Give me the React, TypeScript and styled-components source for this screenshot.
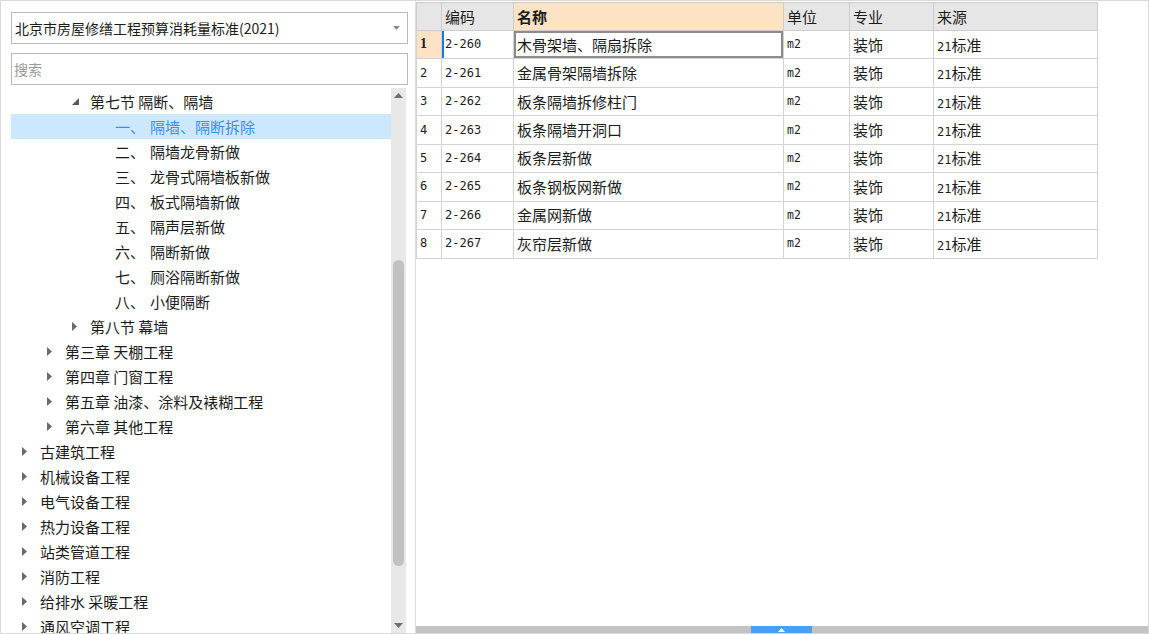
import React from "react";
import styled, { createGlobalStyle } from "styled-components";

const Global = createGlobalStyle`
  html, body { margin: 0; padding: 0; background: #fff; }
  body { font-family: "Noto Sans CJK SC", "Microsoft YaHei", sans-serif; color: #1c1c1c; }
  * { box-sizing: border-box; }
`;

const CJK = `"Noto Sans CJK SC", sans-serif`;
const MONO = `"DejaVu Sans Mono", "Noto Sans CJK SC", monospace`;

const Frame = styled.div`
  width: 1149px;
  height: 634px;
  border: 1px solid #d9d9d9;
  display: flex;
  overflow: hidden;
  background: #fff;
`;

const Sidebar = styled.aside`
  width: 415px;
  flex: none;
  display: flex;
  flex-direction: column;
  padding: 11px 0 0 10px;
  border-right: 1px solid #dedede;
`;

const Combo = styled.div`
  width: 397px;
  height: 32px;
  border: 1px solid #b9b9b9;
  display: flex;
  align-items: center;
  justify-content: space-between;
  padding: 0 7px 0 3px;
  font-family: ${CJK};
  font-size: 14px;
  line-height: 20px;
  color: #1c1c1c;
`;

const Search = styled.div`
  width: 397px;
  height: 32px;
  margin-top: 9px;
  border: 1px solid #b9b9b9;
  display: flex;
  align-items: center;
  padding-left: 2px;
  font-family: ${CJK};
  font-size: 14px;
  color: #9a9a9a;
`;

const TreeWrap = styled.div`
  margin-top: 3px;
  width: 395px;
  flex: 1;
  display: flex;
  overflow: hidden;
`;

const TreeBody = styled.div`
  flex: 1;
  padding-top: 1px;
  overflow: hidden;
`;

const Row = styled.div<{ $level: number; $selected?: boolean }>`
  height: 25px;
  display: flex;
  align-items: center;
  padding-left: ${(p) => 8 + p.$level * 25}px;
  background: ${(p) => (p.$selected ? "#cce8ff" : "transparent")};
  color: ${(p) => (p.$selected ? "#3d8ee8" : "#1c1c1c")};
  font-family: ${CJK};
  font-size: 15px;
  line-height: 20px;
  white-space: nowrap;
`;

const Toggle = styled.span`
  width: 21px;
  flex: none;
  display: flex;
  align-items: center;
  padding-left: 3px;
`;

const LeafNum = styled.span`
  width: 35px;
  flex: none;
`;

const VScroll = styled.div`
  width: 15px;
  flex: none;
  background: #e8e8e8;
  display: flex;
  flex-direction: column;
  align-items: center;
`;

const ScrollBtn = styled.div`
  height: 15px;
  width: 15px;
  display: flex;
  align-items: center;
  justify-content: center;
  flex: none;
`;

const Thumb = styled.div`
  margin-top: 157px;
  width: 11px;
  height: 306px;
  border-radius: 6px;
  background: #c1c1c1;
  flex: none;
`;

const Spacer = styled.div`
  flex: 1;
`;

const Main = styled.main`
  flex: 1;
  display: flex;
  flex-direction: column;
  min-width: 0;
`;

const TableArea = styled.div`
  flex: 1;
  padding-top: 1px;
  overflow: hidden;
`;

const Grid = styled.table`
  border-collapse: collapse;
  table-layout: fixed;
  width: 681px;
`;

const Th = styled.th<{ $active?: boolean; $w: number }>`
  width: ${(p) => p.$w}px;
  height: 28px;
  padding: 0 0 0 3px;
  text-align: left;
  background: ${(p) => (p.$active ? "#fde3c4" : "#e6e6e6")};
  border: 1px solid #cdcdcd;
  font-family: ${CJK};
  font-size: 15px;
  font-weight: ${(p) => (p.$active ? 700 : 400)};
  color: #1c1c1c;
`;

const Td = styled.td<{ $kind?: "num" | "code" | "text" | "unit"; $cur?: boolean; $focus?: boolean; $numActive?: boolean }>`
  height: 28.45px;
  padding: 0 0 1px 3px;
  border: 1px solid #d3d3d3;
  white-space: nowrap;
  overflow: hidden;
  font-family: ${(p) => (p.$kind === "text" ? CJK : MONO)};
  font-size: ${(p) => (p.$kind === "text" ? "15px" : p.$kind === "unit" ? "11.5px" : "12px")};
  color: #1c1c1c;
  background: ${(p) => (p.$numActive ? "#fde3c4" : "#fff")};
  font-weight: ${(p) => (p.$numActive ? 700 : 400)};
  ${(p) => (p.$numActive ? `font-family: "Liberation Serif", serif; font-size: 14px;` : "")}
  ${(p) => (p.$cur ? "box-shadow: inset 2px 0 0 #1c78e6;" : "")}
  ${(p) => (p.$focus ? "box-shadow: inset 0 0 0 2px #8c8c8c, inset 0 0 0 3px #fff;" : "")}
`;

const Mixed = styled.span`
  font-family: ${MONO};
  font-size: 12px;
`;

const CJKPart = styled.span`
  font-family: ${CJK};
  font-size: 15px;
`;

const HScroll = styled.div`
  height: 7px;
  flex: none;
  background: #c3c3c3;
  display: flex;
`;

const HThumb = styled.div`
  margin-left: 335px;
  width: 61px;
  height: 7px;
  background: #4a9ff5;
  display: flex;
  align-items: center;
  justify-content: center;
`;

const ExpandedIcon = () => (
  <svg width="7" height="7" viewBox="0 0 7 7">
    <polygon points="7,0 7,7 0,7" fill="#5a5a5a" />
  </svg>
);

const CollapsedIcon = () => (
  <svg width="5" height="9" viewBox="0 0 5 9">
    <polygon points="0,0 5,4.5 0,9" fill="#6a6a6a" />
  </svg>
);

const Caret = ({ up, color = "#6d6d6d", w = 9 }: { up?: boolean; color?: string; w?: number }) => (
  <svg width={w} height={w / 2 + 0.5} viewBox="0 0 9 5">
    <polygon points={up ? "0,5 4.5,0 9,5" : "0,0 9,0 4.5,5"} fill={color} />
  </svg>
);

type Node = { level: number; label: string; state?: "open" | "closed"; num?: string; selected?: boolean };

const tree: Node[] = [
  { level: 2, label: "第七节 隔断、隔墙", state: "open" },
  { level: 3, num: "一、", label: "隔墙、隔断拆除", selected: true },
  { level: 3, num: "二、", label: "隔墙龙骨新做" },
  { level: 3, num: "三、", label: "龙骨式隔墙板新做" },
  { level: 3, num: "四、", label: "板式隔墙新做" },
  { level: 3, num: "五、", label: "隔声层新做" },
  { level: 3, num: "六、", label: "隔断新做" },
  { level: 3, num: "七、", label: "厕浴隔断新做" },
  { level: 3, num: "八、", label: "小便隔断" },
  { level: 2, label: "第八节 幕墙", state: "closed" },
  { level: 1, label: "第三章 天棚工程", state: "closed" },
  { level: 1, label: "第四章 门窗工程", state: "closed" },
  { level: 1, label: "第五章 油漆、涂料及裱糊工程", state: "closed" },
  { level: 1, label: "第六章 其他工程", state: "closed" },
  { level: 0, label: "古建筑工程", state: "closed" },
  { level: 0, label: "机械设备工程", state: "closed" },
  { level: 0, label: "电气设备工程", state: "closed" },
  { level: 0, label: "热力设备工程", state: "closed" },
  { level: 0, label: "站类管道工程", state: "closed" },
  { level: 0, label: "消防工程", state: "closed" },
  { level: 0, label: "给排水 采暖工程", state: "closed" },
  { level: 0, label: "通风空调工程", state: "closed" },
];

const rows = [
  ["2-260", "木骨架墙、隔扇拆除"],
  ["2-261", "金属骨架隔墙拆除"],
  ["2-262", "板条隔墙拆修柱门"],
  ["2-263", "板条隔墙开洞口"],
  ["2-264", "板条层新做"],
  ["2-265", "板条钢板网新做"],
  ["2-266", "金属网新做"],
  ["2-267", "灰帘层新做"],
];

export default function App() {
  return (
    <>
      <Global />
      <Frame>
        <Sidebar>
          <Combo>
            <span>北京市房屋修缮工程预算消耗量标准(2021)</span>
            <Caret color="#8a8a8a" w={7} />
          </Combo>
          <Search>搜索</Search>
          <TreeWrap>
            <TreeBody>
              {tree.map((n, i) => (
                <Row key={i} $level={n.level} $selected={n.selected}>
                  <Toggle>
                    {n.state === "open" && <ExpandedIcon />}
                    {n.state === "closed" && <CollapsedIcon />}
                  </Toggle>
                  {n.num && <LeafNum>{n.num}</LeafNum>}
                  <span>{n.label}</span>
                </Row>
              ))}
            </TreeBody>
            <VScroll>
              <ScrollBtn>
                <Caret up />
              </ScrollBtn>
              <Thumb />
              <Spacer />
              <ScrollBtn>
                <Caret />
              </ScrollBtn>
            </VScroll>
          </TreeWrap>
        </Sidebar>
        <Main>
          <TableArea>
            <Grid>
              <thead>
                <tr>
                  <Th $w={25}></Th>
                  <Th $w={72}>编码</Th>
                  <Th $w={270} $active>名称</Th>
                  <Th $w={66}>单位</Th>
                  <Th $w={84}>专业</Th>
                  <Th $w={164}>来源</Th>
                </tr>
              </thead>
              <tbody>
                {rows.map(([code, name], i) => (
                  <tr key={code}>
                    <Td $kind="num" $numActive={i === 0}>{i + 1}</Td>
                    <Td $kind="code" $cur={i === 0}>{code}</Td>
                    <Td $kind="text" $focus={i === 0}>{name}</Td>
                    <Td $kind="unit">m2</Td>
                    <Td $kind="text">装饰</Td>
                    <Td $kind="text">
                      <Mixed>21</Mixed>
                      <CJKPart>标准</CJKPart>
                    </Td>
                  </tr>
                ))}
              </tbody>
            </Grid>
          </TableArea>
          <HScroll>
            <HThumb>
              <svg width="7" height="4" viewBox="0 0 7 4">
                <polygon points="0,4 3.5,0 7,4" fill="#fff" />
              </svg>
            </HThumb>
          </HScroll>
        </Main>
      </Frame>
    </>
  );
}
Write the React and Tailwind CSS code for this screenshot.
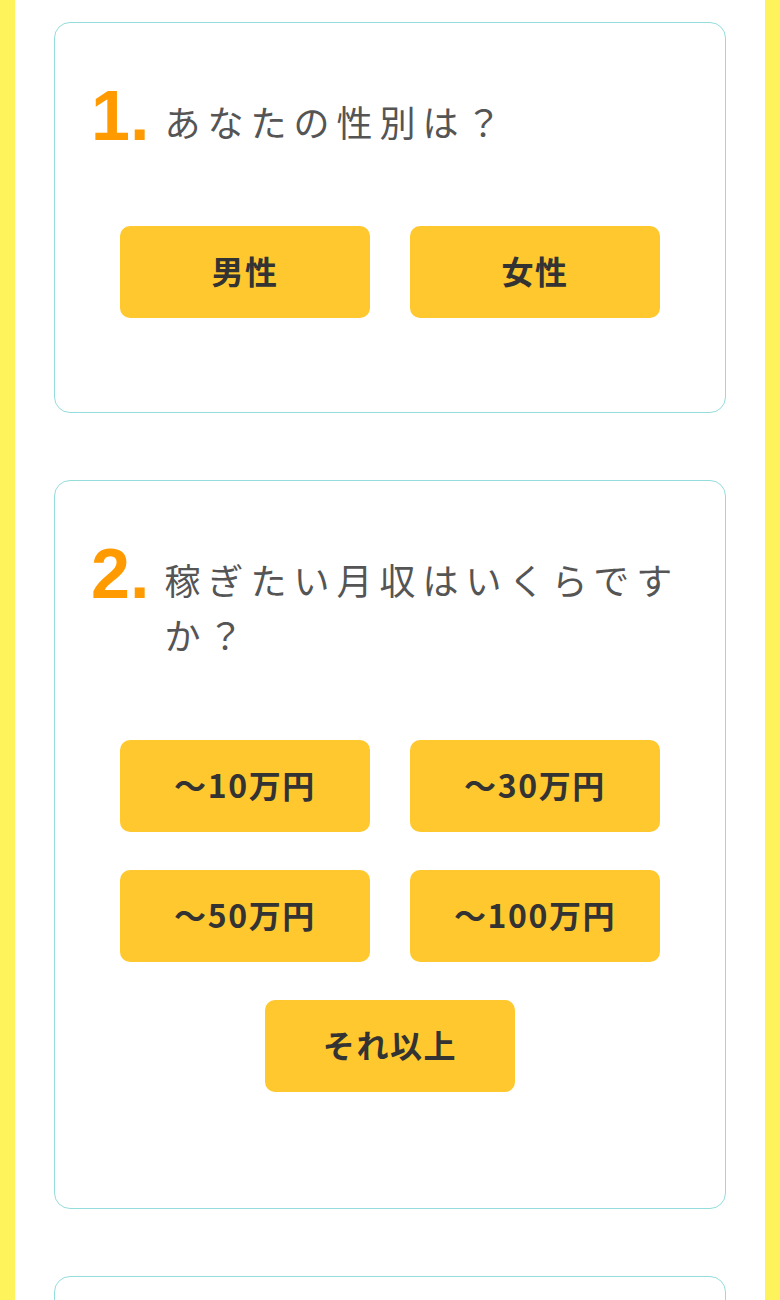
import React from "react";

function Btn({ children }) {
  return (
    <button className="w-[250px] h-[92px] rounded-[10px] bg-[#ffc82e] text-[#333333] text-[32px] font-bold tracking-[0.05em] flex items-center justify-center pb-[5px] font-['Noto_Sans_CJK_JP','Noto_Sans',sans-serif]">
      {children}
    </button>
  );
}

function Card({ n, q, cardClass, rowClass, children }) {
  return (
    <div className={"border border-[#95dcdc] rounded-[16px] bg-white px-[36px] pt-[58px] " + cardClass}>
      <div className="flex items-baseline gap-[15px]">
        <span className="text-[70px] leading-none font-bold text-[#ff9a00] shrink-0 font-['Liberation_Sans',Arial,sans-serif]">
          {n}.
        </span>
        <p className="text-[36px] leading-[55px] text-[#555555] tracking-[7px] relative top-[-3px] font-['Noto_Sans_CJK_JP','Noto_Sans',sans-serif]">
          {q}
        </p>
      </div>
      <div className={"flex flex-wrap justify-center gap-x-[40px] gap-y-[38px] " + rowClass}>
        {children}
      </div>
    </div>
  );
}

export default function App() {
  return (
    <div className="min-h-[1300px] bg-[#fff35c] px-[15px]">
      <div className="bg-white min-h-[1300px] px-[39px] pt-[22px] flex flex-col gap-[67px]">
        <Card n="1" q="あなたの性別は？" cardClass="pb-[94px]" rowClass="mt-[74px]">
          <Btn>男性</Btn>
          <Btn>女性</Btn>
        </Card>
        <Card n="2" q="稼ぎたい月収はいくらですか？" cardClass="pb-[116px]" rowClass="mt-[75px]">
          <Btn>〜10万円</Btn>
          <Btn>〜30万円</Btn>
          <Btn>〜50万円</Btn>
          <Btn>〜100万円</Btn>
          <Btn>それ以上</Btn>
        </Card>
        <div className="border border-[#95dcdc] rounded-[16px] bg-white h-[400px]" />
      </div>
    </div>
  );
}
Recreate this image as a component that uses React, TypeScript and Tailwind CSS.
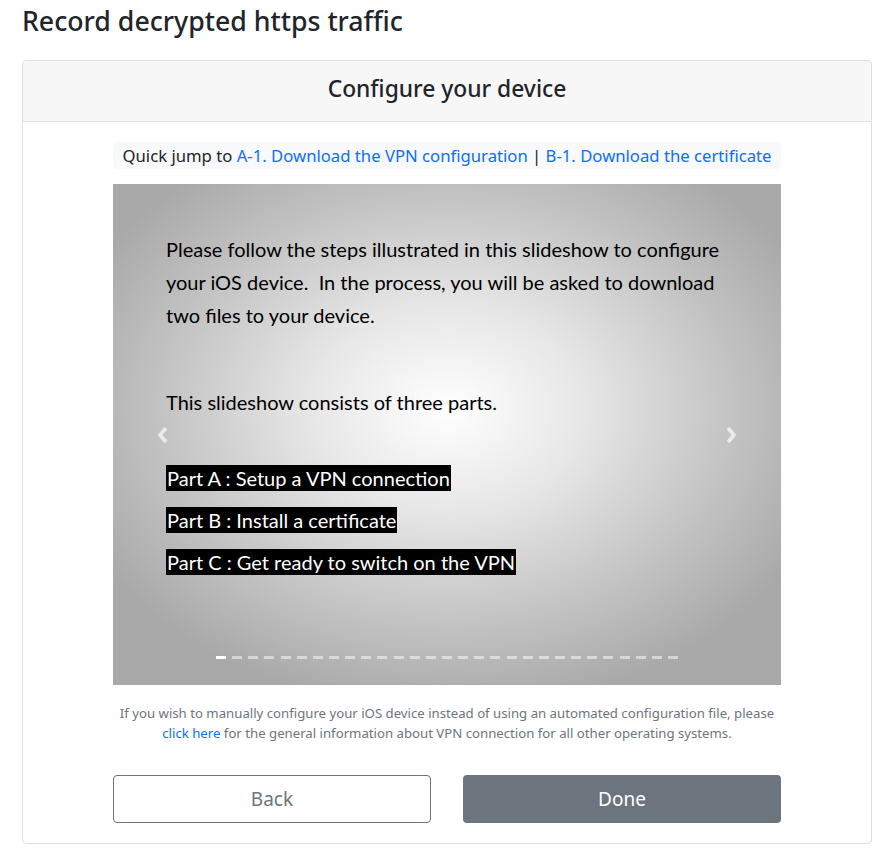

• **Stated problem**:
Search the listing for the word "React" and return each line that holds it.

• **Result for this exercise**:
Give me the React, TypeScript and styled-components source for this screenshot.
import React from "react";
Write the React and Tailwind CSS code for this screenshot.
import React from "react";
Recreate this image as a component that uses React, TypeScript and Tailwind CSS.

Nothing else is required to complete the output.